MOSCOW, August 1 (RIA Novosti) – As if Fyodor Dostoyevsky wasn’t depressing enough, Russian court marshals have added a touch of Kafka to his legacy, investigating the Russian literary giant for contempt of court – and only clearing him because he is no longer alive.

The amusing story began with an “idiot” – both the title of an 1869 Dostoyevsky novel, and a word used by a resident of the far eastern Kamchatka Region to describe his opponent in a courtroom in 2011.

Though the magistrate let it slide, a vigilant court marshal reported the offender for contempt of court, leading to a full-blown criminal case, Ekho Moskvy radio reported.

The suspect, local resident Yevgeny Fedorko, retaliated by cranking up the absurdity factor to 11, blaming his actions on the “pernicious influence” of Dostoyevsky’s novel and calling last year for the writer to be investigated for instigating contempt of court.

The request was processed and a nine-month check launched into Dostoyevsky, who was eventually cleared of the accusations earlier this year.

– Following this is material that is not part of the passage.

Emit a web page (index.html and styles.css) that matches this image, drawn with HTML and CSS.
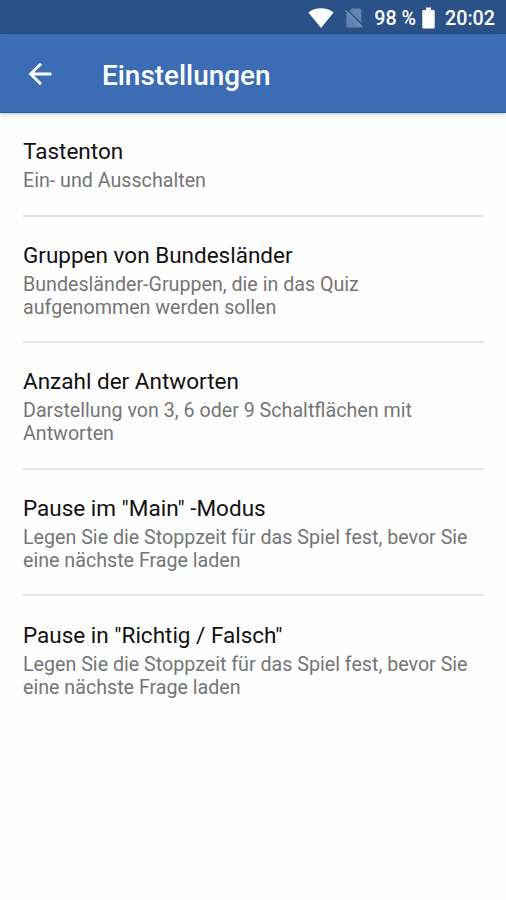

Charges were dropped because the writer died 80 years before Fedorko’s birth and was unable to incite the latter to do anything, the radio reported Monday, citing case materials.

The case against Fedorko was also closed due to the statute of limitations, a decision opposed by the resilient seeker of justice, who sued to have himself cleared of the charges.

Court marshals are required by law to process all requests, regardless of their strangeness, a spokeswoman for the service’s Kamchatka branch told Kam24.ru news website Wednesday. She did not say why it took nine months to check the novelist for subversive influence.

Contempt of court carries up to six months in detention or a fine of up to 200,000 rubles ($6,000) in Russia.

Dostoyevsky (1821-1881) was no stranger to trouble with the authorities during his lifetime: In 1849, he was sentenced to death along with 19 others for distributing an anti-governmental pamphlet, though the sentence was commuted at the last minute in the presence of the firing squad.